YOUNGSTOWN The new East High School: 'Doing something different'



The layout will help foster a small-schools concept.
By JoANNE VIVIANO
VINDICATOR EDUCATION WRITER
YOUNGSTOWN -- Its unusual architecture and unique site will make the new East High School something rarely seen in an urban setting, planners said, and a flagship to carry the district and the city in a new direction.
"This is an opportunity to depart from all the norms of what Youngstown is," said Gary Balog of Ricciuti Balog and Partners Architects of Youngstown. "This building is designed to ... say, 'Youngstown is moving forward and doing something different.'"
Architects were asked to create something that was "not backward looking," Balog said.
What they ended up with is a tri-level building to be etched into the side of a slope on a site along Bennington Avenue between East High Avenue and Parker Street. A visit to the site offers a wooded area with a stream bed and a view of downtown Youngstown and Youngstown State University.
"Usually in an urban school district on an urban site, you don't get any parklike feeling," Balog said. "But here, there's a stream running through and trees along Parker Street. It's unique for a city situation in that there's that much topography."
The new 1,200-student East High School, scheduled to open in fall 2005, is part of the district's $182 million school facilities improvement project that includes six new buildings and renovations and additions to 10 others. Funding comes 80 percent from the Ohio School Facilities Commission and 20 percent through a local tax issue.
Unique design
The new East High is unlike any other school in Ohio, and its drawings attracted much attention at a recent statewide conference of Ohio school board personnel, said Tony DeNiro Jr., the district's executive director of school business affairs.
"It's a real tie to the city area," he said. "To me, it's like standing on top of a mountain and looking down over the city. I think it's beautiful."
The school's entrance, off Bennington Avenue, offers access straight through the building to three tiers joined by a common stair.
Each tier is arc-shaped. Due to the slope of the lot's topography, these tiers are not stacked one beside the other but are instead set into the side of the hill. As such, windows line edges of each tier.
The top of the staircase will offer the best view, Balog said.
Before reaching the stairway, at the entrance is a common area that will be used daily for lunch periods. The common area feeds into the gymnasium and a 600-seat auditorium and could also be used for pre-function receptions or meetings.
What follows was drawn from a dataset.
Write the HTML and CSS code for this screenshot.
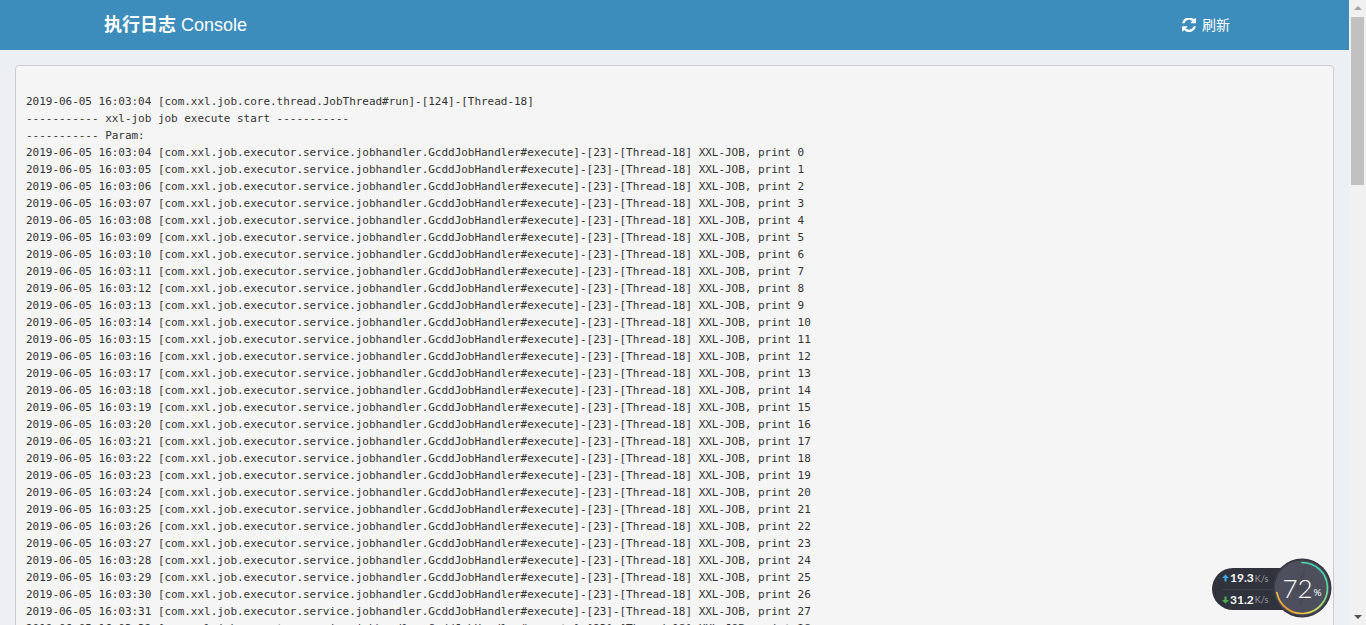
FILE: index.html
```html
<!DOCTYPE html>
<html lang="zh">
<head>
<meta charset="utf-8">
<title>执行日志 Console</title>
<link rel="stylesheet" href="styles.css">
</head>
<body>
<div class="app">
  <div class="page">
    <header class="topbar">
      <h1 class="title"><b>执行日志</b> Console</h1>
      <a class="refresh">
        <svg class="refresh-icon" viewBox="0 0 1536 1536" aria-hidden="true"><path fill="#fff" d="M1511 928q0 5-1 7-64 268-268 434.500t-478 166.500q-146 0-282.500-55t-243.500-157l-129 129q-19 19-45 19t-45-19-19-45v-448q0-26 19-45t45-19h448q26 0 45 19t19 45-19 45l-137 137q71 66 161 102t187 36q134 0 250-65t186-179q11-17 53-117 8-23 30-23h192q13 0 22.500 9.500t9.500 22.500zM1536 64v448q0 26-19 45t-45 19h-448q-26 0-45-19t-19-45 19-45l138-138q-148-137-349-137-134 0-250 65t-186 179q-11 17-53 117-8 23-30 23h-199q-13 0-22.500-9.500t-9.500-22.500v-7q65-268 270-434.500t480-166.500q146 0 284 55.500t245 156.500l130-129q19-19 45-19t45 19 19 45z"/></svg>
        <span>刷新</span>
      </a>
    </header>
    <main class="content">
<pre class="log">

2019-06-05 16:03:04 [com.xxl.job.core.thread.JobThread#run]-[124]-[Thread-18]
----------- xxl-job job execute start -----------
----------- Param:
2019-06-05 16:03:04 [com.xxl.job.executor.service.jobhandler.GcddJobHandler#execute]-[23]-[Thread-18] XXL-JOB, print 0
2019-06-05 16:03:05 [com.xxl.job.executor.service.jobhandler.GcddJobHandler#execute]-[23]-[Thread-18] XXL-JOB, print 1
2019-06-05 16:03:06 [com.xxl.job.executor.service.jobhandler.GcddJobHandler#execute]-[23]-[Thread-18] XXL-JOB, print 2
2019-06-05 16:03:07 [com.xxl.job.executor.service.jobhandler.GcddJobHandler#execute]-[23]-[Thread-18] XXL-JOB, print 3
2019-06-05 16:03:08 [com.xxl.job.executor.service.jobhandler.GcddJobHandler#execute]-[23]-[Thread-18] XXL-JOB, print 4
2019-06-05 16:03:09 [com.xxl.job.executor.service.jobhandler.GcddJobHandler#execute]-[23]-[Thread-18] XXL-JOB, print 5
2019-06-05 16:03:10 [com.xxl.job.executor.service.jobhandler.GcddJobHandler#execute]-[23]-[Thread-18] XXL-JOB, print 6
2019-06-05 16:03:11 [com.xxl.job.executor.service.jobhandler.GcddJobHandler#execute]-[23]-[Thread-18] XXL-JOB, print 7
2019-06-05 16:03:12 [com.xxl.job.executor.service.jobhandler.GcddJobHandler#execute]-[23]-[Thread-18] XXL-JOB, print 8
2019-06-05 16:03:13 [com.xxl.job.executor.service.jobhandler.GcddJobHandler#execute]-[23]-[Thread-18] XXL-JOB, print 9
2019-06-05 16:03:14 [com.xxl.job.executor.service.jobhandler.GcddJobHandler#execute]-[23]-[Thread-18] XXL-JOB, print 10
2019-06-05 16:03:15 [com.xxl.job.executor.service.jobhandler.GcddJobHandler#execute]-[23]-[Thread-18] XXL-JOB, print 11
2019-06-05 16:03:16 [com.xxl.job.executor.service.jobhandler.GcddJobHandler#execute]-[23]-[Thread-18] XXL-JOB, print 12
2019-06-05 16:03:17 [com.xxl.job.executor.service.jobhandler.GcddJobHandler#execute]-[23]-[Thread-18] XXL-JOB, print 13
2019-06-05 16:03:18 [com.xxl.job.executor.service.jobhandler.GcddJobHandler#execute]-[23]-[Thread-18] XXL-JOB, print 14
2019-06-05 16:03:19 [com.xxl.job.executor.service.jobhandler.GcddJobHandler#execute]-[23]-[Thread-18] XXL-JOB, print 15
2019-06-05 16:03:20 [com.xxl.job.executor.service.jobhandler.GcddJobHandler#execute]-[23]-[Thread-18] XXL-JOB, print 16
2019-06-05 16:03:21 [com.xxl.job.executor.service.jobhandler.GcddJobHandler#execute]-[23]-[Thread-18] XXL-JOB, print 17
2019-06-05 16:03:22 [com.xxl.job.executor.service.jobhandler.GcddJobHandler#execute]-[23]-[Thread-18] XXL-JOB, print 18
2019-06-05 16:03:23 [com.xxl.job.executor.service.jobhandler.GcddJobHandler#execute]-[23]-[Thread-18] XXL-JOB, print 19
2019-06-05 16:03:24 [com.xxl.job.executor.service.jobhandler.GcddJobHandler#execute]-[23]-[Thread-18] XXL-JOB, print 20
2019-06-05 16:03:25 [com.xxl.job.executor.service.jobhandler.GcddJobHandler#execute]-[23]-[Thread-18] XXL-JOB, print 21
2019-06-05 16:03:26 [com.xxl.job.executor.service.jobhandler.GcddJobHandler#execute]-[23]-[Thread-18] XXL-JOB, print 22
2019-06-05 16:03:27 [com.xxl.job.executor.service.jobhandler.GcddJobHandler#execute]-[23]-[Thread-18] XXL-JOB, print 23
2019-06-05 16:03:28 [com.xxl.job.executor.service.jobhandler.GcddJobHandler#execute]-[23]-[Thread-18] XXL-JOB, print 24
2019-06-05 16:03:29 [com.xxl.job.executor.service.jobhandler.GcddJobHandler#execute]-[23]-[Thread-18] XXL-JOB, print 25
2019-06-05 16:03:30 [com.xxl.job.executor.service.jobhandler.GcddJobHandler#execute]-[23]-[Thread-18] XXL-JOB, print 26
2019-06-05 16:03:31 [com.xxl.job.executor.service.jobhandler.GcddJobHandler#execute]-[23]-[Thread-18] XXL-JOB, print 27
2019-06-05 16:03:32 [com.xxl.job.executor.service.jobhandler.GcddJobHandler#execute]-[23]-[Thread-18] XXL-JOB, print 28
</pre>
    </main>
  </div>
  <div class="scrollbar" aria-hidden="true">
    <span class="arrow arrow-up"></span>
    <div class="track"><div class="thumb"></div></div>
    <span class="arrow arrow-down"></span>
  </div>
</div>
<aside class="speed-widget">
  <div class="speed-pill">
    <div class="speed-row"><svg class="speed-arrow" viewBox="0 0 8 8"><path fill="#3fa9e8" d="M4 0 8 4H5.200V8H2.800V4H0z"/></svg><b>19.3</b><small>K/s</small></div>
    <div class="speed-row"><svg class="speed-arrow" viewBox="0 0 8 8"><path fill="#4caf50" d="M4 8 8 4H5.200V0H2.800V4H0z"/></svg><b>31.2</b><small>K/s</small></div>
  </div>
  <div class="gauge">
    <svg class="gauge-ring" viewBox="0 0 60 60">
      <defs>
        <linearGradient id="ring-grad" x1="0.800" y1="0" x2="0.100" y2="0.850">
          <stop offset="0" stop-color="#2fd4b8"/>
          <stop offset="0.450" stop-color="#8fe080"/>
          <stop offset="0.800" stop-color="#f0d850"/>
          <stop offset="1" stop-color="#f0a030"/>
        </linearGradient>
      </defs>
      <circle cx="30" cy="30" r="29.500" fill="#353741"/>
      <circle cx="30" cy="30" r="27.500" fill="#4d505c"/>
      <path d="M33 10 22 33h7l-2 17 11-23h-7z" fill="#474a55"/>
      <path d="M30 4.500A25.500 25.500 0 1 1 4.900 34.500" fill="none" stroke="url(#ring-grad)" stroke-width="1.600" stroke-linecap="round"/>
    </svg>
    <div class="gauge-text">72<small>%</small></div>
  </div>
</aside>
</body>
</html>
```

FILE: styles.css
```css
* { box-sizing: border-box; }
html, body { margin: 0; height: 100%; }
body {
  overflow: hidden;
  background: #ecf0f5;
  font-family: "Liberation Sans", "Noto Sans CJK SC", sans-serif;
}
.app { display: flex; height: 100vh; }
.page { flex: 1; min-width: 0; display: flex; flex-direction: column; overflow: hidden; }
.topbar {
  flex: none;
  height: 50px;
  background: #3c8dbc;
  color: #fff;
  display: flex;
  align-items: center;
  justify-content: space-between;
  padding: 0 119px 0 104px;
}
.title { margin: 0; font-size: 18px; font-weight: 400; line-height: 50px; }
.title b { font-weight: 700; }
.refresh { display: flex; align-items: center; gap: 6px; font-size: 14px; line-height: 16px; color: #fff; margin-top: -1px; }
.refresh-icon { width: 14px; height: 14px; display: block; margin-top: 1px; }
.content { flex: 1; min-height: 0; padding: 15px 15px 0; overflow: hidden; }
.log {
  margin: 0;
  padding: 9.500px 10px;
  background: #f5f5f5;
  border: 1px solid #ccc;
  border-radius: 4px;
  color: #333;
  font-family: "DejaVu Sans Mono", monospace;
  font-size: 11px;
  letter-spacing: -0.028px;
  line-height: 17px;
  white-space: pre;
  min-height: 700px;
  overflow: hidden;
}
.scrollbar { flex: none; width: 17px; background: #f1f1f1; display: flex; flex-direction: column; align-items: center; }
.arrow { flex: none; width: 0; height: 0; border-left: 4px solid transparent; border-right: 4px solid transparent; }
.arrow-up { margin: 6px 0 7px; border-bottom: 4px solid #a3a3a3; }
.arrow-down { margin: 7px 0 6px; border-top: 4px solid #505050; }
.track { flex: 1; width: 100%; padding: 0 2px; }
.thumb { height: 168px; background: #c1c1c1; }
.speed-widget {
  position: absolute;
  left: 1212px;
  top: 558px;
  width: 120px;
  height: 61px;
}
.speed-pill {
  position: absolute;
  left: 0;
  top: 10px;
  width: 90px;
  height: 42px;
  border-radius: 21px;
  background: #30323c;
  color: #fff;
  display: flex;
  flex-direction: column;
  padding-left: 10px;
}
.speed-row { flex: 1; display: flex; align-items: center; font-size: 11px; line-height: 1; }
.speed-row + .speed-row { border-top: 1px solid #3d3f49; }
.speed-arrow { width: 7px; height: 8px; display: block; margin-right: 1px; }
.speed-row b { font-weight: 700; font-family: "Lato", sans-serif; font-size: 12px; }
.speed-row small { font-size: 9px; color: #9a9ca5; margin-left: 1px; font-family: "Lato", sans-serif; }
.gauge { position: absolute; left: 60px; top: 0; width: 60px; height: 60px; }
.gauge-ring { width: 60px; height: 60px; display: block; }
.gauge-text {
  position: absolute;
  inset: 0;
  display: flex;
  align-items: center;
  justify-content: center;
  color: #fff;
  font-family: "Lato", sans-serif;
  font-weight: 300;
  font-size: 26px;
  line-height: 1;
}
.gauge-text small { font-size: 10px; font-weight: 400; margin-top: 8px; margin-left: 1px; }
```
Also in the building's front area are a media center, technology and science rooms, and art rooms clustered near the auditorium. Cutting-edge technology spaces will help foster partnerships between the business community and the school district, Balog said.
Community access
This layout helps create easy access to areas that could be opened to the community, such as the media center, DeNiro said.
"Because school buildings are now the public buildings of a community, and when you're spending this kind of money, you almost want the buildings to be 24-seven," Balog said.
The building also features two large courtyards and a "Walk of Fame" walkway to be made of bricks etched with the names of donors.
In each tier, Balog said, lockers and restrooms will be clustered near the stair area. This eliminates hallways lined with lockers and clusters student activity and noise in one area, he explained.
Each level also will have its own administrative office, classrooms, special-education rooms, meeting rooms and teacher preparation areas. This layout will help the school move on with its High School Transformation project, DeNiro said. The project, funded by a $7.5 million grant from the KnowledgeWorks Foundation in Cincinnati, seeks to create three smaller school communities within each high school.
Due to the architecture and topography, the building's roof will slope up and down in a type of ripple so it will not block the view toward the city.
"This is not your mother's school. There's a lot of roof, and the roof is important," Balog said. "This is not just a regular building."